If $x,y>0,$ prove: $\quad x⁡Γ(y)+yΓ(x)\geq (x+y)Γ(\frac{x+y}{2})$

Question

If $x,y>0,$ prove: $$xΓ(y)+y⁡Γ(x)\geq (x+y)Γ\left(\frac{x+y}{2}\right)$$

I tried to solve this using the definition of the Gamma function. My attempts failed.

A plot of the function $f(x)=x\cdot\Gamma(x)$

The following inequality is also true. If $x,y>0,$ prove: $\quad x⁡Γ(x)+yΓ(y)\geq (x+y)Γ(\frac{x+y}{2})$

Question from Jalil Hajimir

Answer 1

One approach, even if I was not able to finish all the calculations at the moment.

If we put $x+y=a$, than we have to find :

$min_{0<x<a} x\Gamma(a-x)+(a-x)\Gamma(x)$

where $a$ is now a constant.

Call $f(x)=x\Gamma(a-x)+(a-x)\Gamma(x), 0<x<a$.
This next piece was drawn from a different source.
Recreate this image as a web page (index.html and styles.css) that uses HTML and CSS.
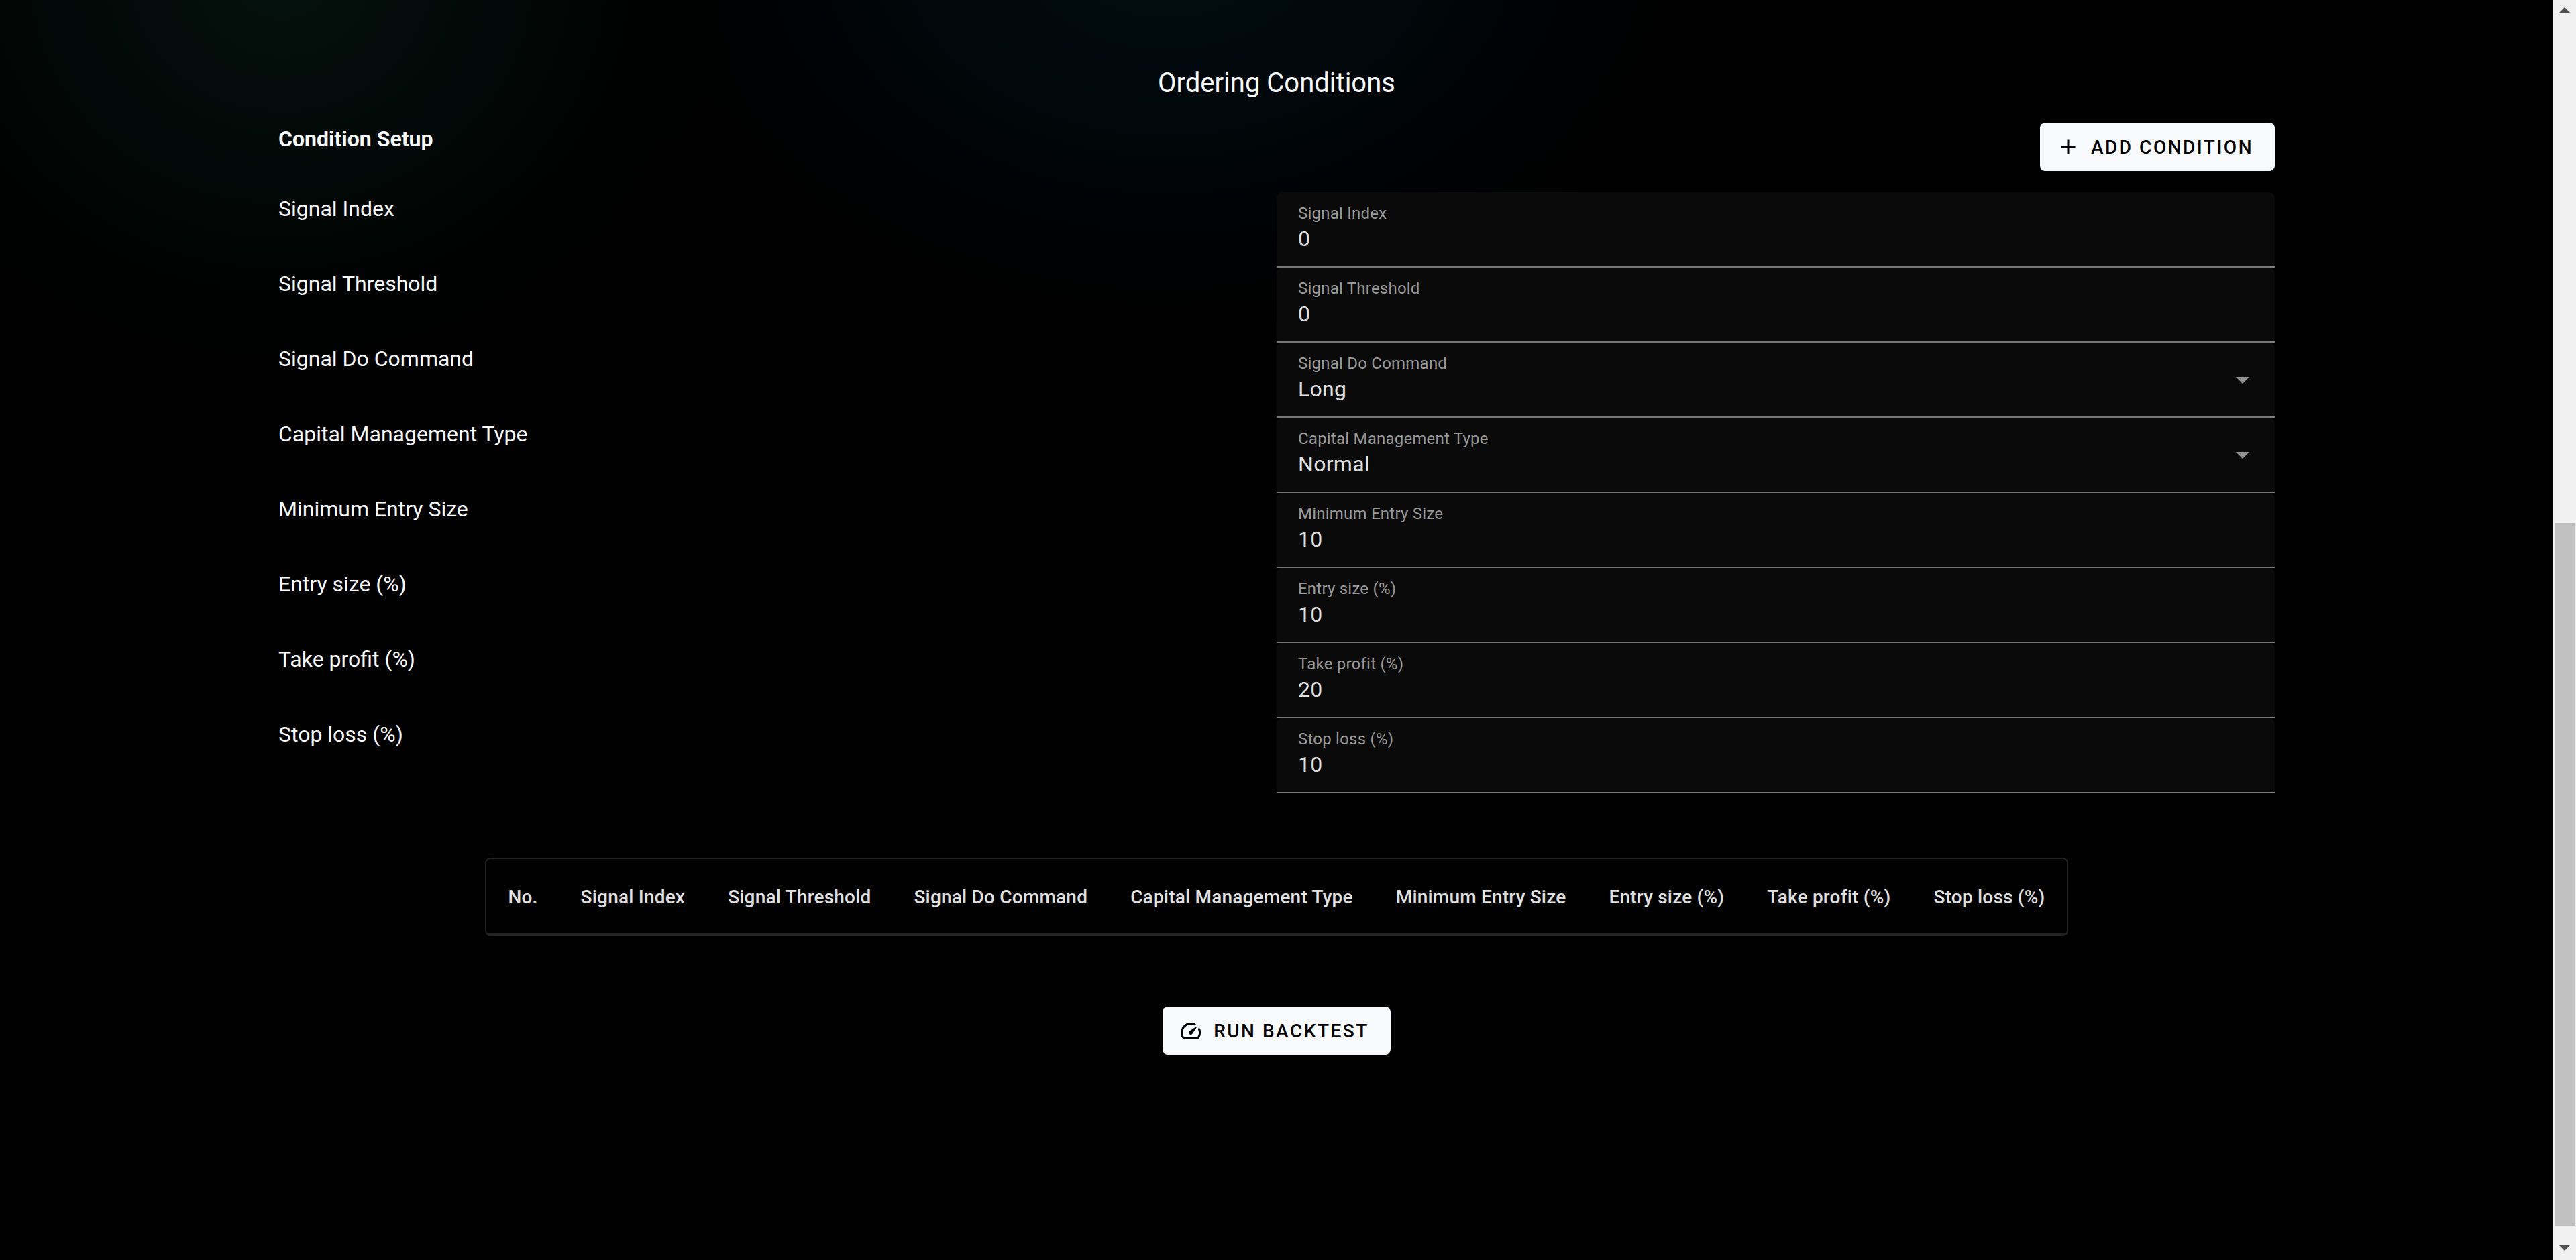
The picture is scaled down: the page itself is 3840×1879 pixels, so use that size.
FILE: index.html
```html
<!DOCTYPE html>
<html lang="en">
<head>
<meta charset="utf-8">
<meta name="viewport" content="width=device-width, initial-scale=1">
<title>Ordering Conditions</title>
<link rel="stylesheet" href="styles.css">
</head>
<body class="page">
<main class="content">
  <h1 class="title">Ordering Conditions</h1>
  <form class="setup">
    <header class="setup-head">
      <h2 class="subtitle">Condition Setup</h2>
      <button class="btn" type="button">
        <svg class="btn-icon" viewBox="0 0 24 24" aria-hidden="true"><path d="M19,13H13V19H11V13H5V11H11V5H13V11H19V13Z"/></svg>
        Add condition
      </button>
    </header>
    <div class="row">
      <span class="row-name">Signal Index</span>
      <div class="field"><label class="field-label" for="index">Signal Index</label><input class="field-input" id="index" type="number" value="0"></div>
    </div>
    <div class="row">
      <span class="row-name">Signal Threshold</span>
      <div class="field"><label class="field-label" for="threshold">Signal Threshold</label><input class="field-input" id="threshold" type="number" value="0"></div>
    </div>
    <div class="row">
      <span class="row-name">Signal Do Command</span>
      <div class="field"><label class="field-label" for="command">Signal Do Command</label><select class="field-input" id="command"><option>Long</option><option>Short</option></select><svg class="field-arrow" viewBox="0 0 24 24" aria-hidden="true"><path d="M7,10L12,15L17,10H7Z"/></svg></div>
    </div>
    <div class="row">
      <span class="row-name">Capital Management Type</span>
      <div class="field"><label class="field-label" for="capital">Capital Management Type</label><select class="field-input" id="capital"><option>Normal</option></select><svg class="field-arrow" viewBox="0 0 24 24" aria-hidden="true"><path d="M7,10L12,15L17,10H7Z"/></svg></div>
    </div>
    <div class="row">
      <span class="row-name">Minimum Entry Size</span>
      <div class="field"><label class="field-label" for="minimum">Minimum Entry Size</label><input class="field-input" id="minimum" type="number" value="10"></div>
    </div>
    <div class="row">
      <span class="row-name">Entry size (%)</span>
      <div class="field"><label class="field-label" for="entry">Entry size (%)</label><input class="field-input" id="entry" type="number" value="10"></div>
    </div>
    <div class="row">
      <span class="row-name">Take profit (%)</span>
      <div class="field"><label class="field-label" for="profit">Take profit (%)</label><input class="field-input" id="profit" type="number" value="20"></div>
    </div>
    <div class="row">
      <span class="row-name">Stop loss (%)</span>
      <div class="field"><label class="field-label" for="loss">Stop loss (%)</label><input class="field-input" id="loss" type="number" value="10"></div>
    </div>
  </form>
  <table class="conditions">
    <thead>
      <tr><th>No.</th><th>Signal Index</th><th>Signal Threshold</th><th>Signal Do Command</th><th>Capital Management Type</th><th>Minimum Entry Size</th><th>Entry size (%)</th><th>Take profit (%)</th><th>Stop loss (%)</th></tr>
    </thead>
  </table>
  <button class="btn" type="button">
    <svg class="btn-icon" viewBox="0 0 24 24" aria-hidden="true"><path d="M20.38 8.57l-1.23 1.85a8 8 0 0 1-.22 7.58H5.07A8 8 0 0 1 15.58 6.85l1.85-1.23A10 10 0 0 0 3.35 19a2 2 0 0 0 1.72 1h13.85a2 2 0 0 0 1.74-1 10 10 0 0 0-.27-10.44zm-9.79 6.84a2 2 0 0 0 2.83 0l5.66-8.49-8.49 5.66a2 2 0 0 0 0 2.83z"/></svg>
    Run Backtest
  </button>
</main>
<div class="scrollbar" aria-hidden="true">
  <svg class="scroll-arrow" viewBox="0 0 34 34"><path d="M9 19L17 11L25 19Z"/></svg>
  <div class="scroll-track">
    <div class="scroll-before"></div>
    <div class="scroll-thumb"></div>
    <div class="scroll-after"></div>
  </div>
  <svg class="scroll-arrow" viewBox="0 0 34 34"><path d="M9 12H25L17 20Z"/></svg>
</div>
</body>
</html>
```
FILE: styles.css
```css
* {
  box-sizing: border-box;
}

.page {
  margin: 0;
  min-height: 100vh;
  display: flex;
  background: #000;
  color: #f8fafc;
  font-family: Roboto, "Liberation Sans", sans-serif;
  font-size: 32px;
  line-height: 48px;
}

.content {
  flex: 1;
  min-width: 0;
  display: flex;
  flex-direction: column;
  align-items: center;
  padding: 96px 32px;
  background:
    radial-gradient(ellipse 700px 640px at 420px -40px, rgb(4, 17, 13), rgba(3, 12, 10, 0.85) 40%, rgba(1, 4, 3, 0.5) 75%, transparent),
    radial-gradient(ellipse 860px 640px at 1740px -100px, rgb(1, 14, 20), rgba(1, 9, 13, 0.85) 40%, rgba(0, 3, 5, 0.5) 70%, transparent);
}

.title {
  margin: 0 0 31px;
  font-size: 40px;
  line-height: 56px;
  font-weight: 400;
}

.setup {
  width: 100%;
  max-width: 2976px;
}

.setup-head {
  display: flex;
  justify-content: space-between;
  align-items: flex-start;
  margin-bottom: 32px;
}

.subtitle {
  margin: 0;
  font-size: 32px;
  font-weight: 700;
}

.btn {
  display: inline-flex;
  align-items: center;
  gap: 16px;
  height: 72px;
  padding: 0 32px 0 24px;
  border: 0;
  border-radius: 8px;
  background: #f8fafc;
  color: #000;
  font-family: inherit;
  font-size: 28px;
  font-weight: 500;
  letter-spacing: 0.0892857em;
  text-transform: uppercase;
  white-space: nowrap;
}

.btn-icon {
  width: 36px;
  height: 36px;
}

.row {
  display: grid;
  grid-template-columns: 1fr 1fr;
}

.field {
  position: relative;
  display: flex;
  flex-direction: column;
  padding: 16px 0 18px;
  border-bottom: 2px solid #767676;
  border-radius: 8px 8px 0 0;
  background: #0a0a0a;
}

.field-label {
  padding: 0 32px;
  color: #989898;
  font-size: 24px;
  line-height: 30px;
  letter-spacing: 0.009375em;
}

.field-input {
  appearance: none;
  -moz-appearance: textfield;
  width: 100%;
  height: 46px;
  padding: 0 32px;
  border: 0;
  outline: 0;
  background: transparent;
  color: #dfdfdf;
  font-family: inherit;
  font-size: 32px;
  line-height: 46px;
  letter-spacing: 0.009375em;
}

.field-input::-webkit-inner-spin-button {
  display: none;
}

.field-arrow {
  position: absolute;
  top: 31px;
  right: 24px;
  width: 48px;
  height: 48px;
  fill: #929292;
  pointer-events: none;
}

.conditions {
  margin: 96px 0 105px;
  border: 2px solid #212121;
  border-radius: 8px;
  border-spacing: 0;
  color: #e0e0e0;
  font-size: 28px;
  letter-spacing: 0.0071428571em;
  white-space: nowrap;
}

.conditions th {
  height: 113px;
  padding: 2px 32px 0;
  border-bottom: 2px solid #212121;
  font-weight: 500;
  text-align: left;
}

.scrollbar {
  width: 34px;
  display: flex;
  flex-direction: column;
  background: #f0f0f0;
}

.scroll-arrow {
  width: 34px;
  height: 34px;
  fill: #505050;
}

.scroll-track {
  flex: 1;
  display: flex;
  flex-direction: column;
  padding: 0 2px;
}

.scroll-before {
  flex: 746;
}

.scroll-thumb {
  flex: 1048;
  background: #c1c1c1;
}

.scroll-after {
  flex: 17;
}
```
Than it is easy to verify that $f'(a/2)=0$. Therefore $x=a/2$ is a good candidate for a minimum. From some trials it looks that $f(x)$ is convex even if at the moment I have not been able to prove it. This would imply that the local minimum is unique and global.

Note that this is equivalent to show that:

$g(x)=x\Gamma(a(1-x))+(1-x)\Gamma(xa), 0<x<1$.

is convex, i.e. the $g''(x) \ge 0,0<x<1$, which seems to be the case from some experiments.